There is a growing emphasis on risk mitigation measures for safeguarding vital assets, with insurers increasingly supporting and advocating for risk engineering. This trend is bound to continue, highlighting the insurance industry’s unique role in assessing and pricing risks while offering risk management recommendations, Au expressed.

“Recent data strongly indicate 2023 is set to be the hottest year on record. The impact of El Nino is one of the big outstanding questions. New levels of heat have been recorded across Asia, both in land and in marine ecosystems,” Au said.

“Typhoons Saola and Haikui have already caused significant damage, whilst other parts of Asia are suffering from drought and continued extreme heat. Wildfire and associated haze are of particular concern too,” Au added.

For Singlife’s Vargo, climate change demands urgent attention, with insurers necessary to be wary of its risks and opportunities. 

“Adopting a proactive approach to risk management allows insurers to safeguard policyholders from losses and ensure the accessibility of insurance products in the long term, ultimately reducing the overall cost of insurance. As insurers, we must remain vigilant in addressing these challenges,” Vargo said.

On the other hand, Bowen foretells the creeping uncertainty nature’s wrath could bring.

“It has already been a highly impactful year for natural perils across APAC and the rest of the world.
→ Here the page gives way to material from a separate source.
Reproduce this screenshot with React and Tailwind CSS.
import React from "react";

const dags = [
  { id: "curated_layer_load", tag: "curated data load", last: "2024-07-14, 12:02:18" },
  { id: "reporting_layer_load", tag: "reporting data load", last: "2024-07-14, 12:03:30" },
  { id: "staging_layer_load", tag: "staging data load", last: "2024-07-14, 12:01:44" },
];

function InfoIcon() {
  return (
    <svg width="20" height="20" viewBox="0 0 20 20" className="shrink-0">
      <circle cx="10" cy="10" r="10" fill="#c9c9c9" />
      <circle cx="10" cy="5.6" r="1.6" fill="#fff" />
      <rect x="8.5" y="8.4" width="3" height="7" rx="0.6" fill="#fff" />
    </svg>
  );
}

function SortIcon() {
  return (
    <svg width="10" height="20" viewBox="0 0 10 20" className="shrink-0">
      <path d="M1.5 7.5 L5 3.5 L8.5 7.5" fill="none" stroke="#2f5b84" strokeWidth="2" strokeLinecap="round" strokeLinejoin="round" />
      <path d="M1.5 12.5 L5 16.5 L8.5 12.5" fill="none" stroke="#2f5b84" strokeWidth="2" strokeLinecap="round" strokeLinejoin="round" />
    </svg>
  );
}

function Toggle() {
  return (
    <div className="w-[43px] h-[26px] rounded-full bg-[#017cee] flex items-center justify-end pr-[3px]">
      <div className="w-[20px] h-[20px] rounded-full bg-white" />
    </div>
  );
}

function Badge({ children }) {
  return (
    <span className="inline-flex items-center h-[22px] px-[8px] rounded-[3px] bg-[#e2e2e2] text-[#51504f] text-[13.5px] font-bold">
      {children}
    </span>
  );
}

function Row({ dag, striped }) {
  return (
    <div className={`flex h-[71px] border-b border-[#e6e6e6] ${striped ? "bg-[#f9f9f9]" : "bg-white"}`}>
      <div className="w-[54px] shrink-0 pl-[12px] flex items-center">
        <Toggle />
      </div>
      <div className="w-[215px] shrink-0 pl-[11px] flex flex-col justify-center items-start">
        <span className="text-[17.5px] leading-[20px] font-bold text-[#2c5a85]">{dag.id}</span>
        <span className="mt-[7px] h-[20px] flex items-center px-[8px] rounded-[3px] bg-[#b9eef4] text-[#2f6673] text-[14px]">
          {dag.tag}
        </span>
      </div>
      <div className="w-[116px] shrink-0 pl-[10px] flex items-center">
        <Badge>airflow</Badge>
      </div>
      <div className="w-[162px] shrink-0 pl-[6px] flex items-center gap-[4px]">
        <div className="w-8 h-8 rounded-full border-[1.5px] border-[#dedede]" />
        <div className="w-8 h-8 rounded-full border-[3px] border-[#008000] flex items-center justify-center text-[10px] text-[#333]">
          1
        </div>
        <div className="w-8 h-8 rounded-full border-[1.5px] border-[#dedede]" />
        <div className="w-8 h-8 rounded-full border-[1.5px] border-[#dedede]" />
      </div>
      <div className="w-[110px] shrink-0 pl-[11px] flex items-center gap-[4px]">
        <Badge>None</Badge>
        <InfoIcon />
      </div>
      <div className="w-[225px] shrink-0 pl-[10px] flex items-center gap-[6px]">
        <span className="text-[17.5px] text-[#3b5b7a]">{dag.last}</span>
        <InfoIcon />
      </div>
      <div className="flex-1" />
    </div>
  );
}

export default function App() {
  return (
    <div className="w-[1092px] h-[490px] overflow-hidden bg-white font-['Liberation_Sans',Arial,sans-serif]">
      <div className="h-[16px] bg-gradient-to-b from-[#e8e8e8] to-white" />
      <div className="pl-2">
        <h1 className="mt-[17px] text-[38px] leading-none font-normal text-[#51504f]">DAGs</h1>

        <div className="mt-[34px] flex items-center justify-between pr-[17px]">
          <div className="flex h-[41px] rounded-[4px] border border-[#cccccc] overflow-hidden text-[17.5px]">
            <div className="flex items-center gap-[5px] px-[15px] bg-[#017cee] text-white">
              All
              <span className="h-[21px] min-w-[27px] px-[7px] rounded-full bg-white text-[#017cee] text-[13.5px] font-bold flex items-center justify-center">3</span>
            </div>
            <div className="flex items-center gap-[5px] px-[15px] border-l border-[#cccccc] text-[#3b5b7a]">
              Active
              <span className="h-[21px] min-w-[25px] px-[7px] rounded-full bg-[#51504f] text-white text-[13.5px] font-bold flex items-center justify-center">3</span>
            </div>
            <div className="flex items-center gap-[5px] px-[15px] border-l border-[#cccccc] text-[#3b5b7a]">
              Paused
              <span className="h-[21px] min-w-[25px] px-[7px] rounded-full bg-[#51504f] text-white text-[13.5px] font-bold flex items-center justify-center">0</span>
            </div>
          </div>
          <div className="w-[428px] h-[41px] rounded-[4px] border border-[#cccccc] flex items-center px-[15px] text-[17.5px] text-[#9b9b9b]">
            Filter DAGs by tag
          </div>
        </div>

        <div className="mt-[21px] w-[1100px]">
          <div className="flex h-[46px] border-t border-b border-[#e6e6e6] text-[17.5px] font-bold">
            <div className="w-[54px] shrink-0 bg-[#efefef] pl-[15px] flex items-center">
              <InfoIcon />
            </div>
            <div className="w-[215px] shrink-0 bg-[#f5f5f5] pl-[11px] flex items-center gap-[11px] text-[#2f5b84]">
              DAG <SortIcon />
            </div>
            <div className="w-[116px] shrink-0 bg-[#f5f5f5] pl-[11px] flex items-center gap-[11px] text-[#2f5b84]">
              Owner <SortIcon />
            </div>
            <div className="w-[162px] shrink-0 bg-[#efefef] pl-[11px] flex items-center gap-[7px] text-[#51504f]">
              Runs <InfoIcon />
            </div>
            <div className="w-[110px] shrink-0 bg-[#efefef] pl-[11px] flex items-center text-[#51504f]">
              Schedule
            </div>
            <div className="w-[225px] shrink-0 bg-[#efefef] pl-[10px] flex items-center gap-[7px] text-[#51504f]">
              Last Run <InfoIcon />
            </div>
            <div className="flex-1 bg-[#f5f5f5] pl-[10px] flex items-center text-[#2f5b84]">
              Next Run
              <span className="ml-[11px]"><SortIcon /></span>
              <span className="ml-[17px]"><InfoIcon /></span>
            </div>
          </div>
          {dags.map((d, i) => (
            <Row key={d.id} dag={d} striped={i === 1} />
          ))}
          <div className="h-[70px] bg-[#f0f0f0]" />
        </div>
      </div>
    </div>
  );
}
With the continued influence of a strengthening El Niño, we will likely keep recording more unusual behaviour of the jet stream and broader weather patterns that influence the intensity of heavy rainfall or drought conditions, the intensity and trajectory of tropical cyclones, and the prospect of further temperature extremes,” Bowen said.

“The fingerprints of climate change will only further act to enhance the El Niño conditions and subsequent events, too. Awareness and preparation always need to be top of mind.” Bowen added.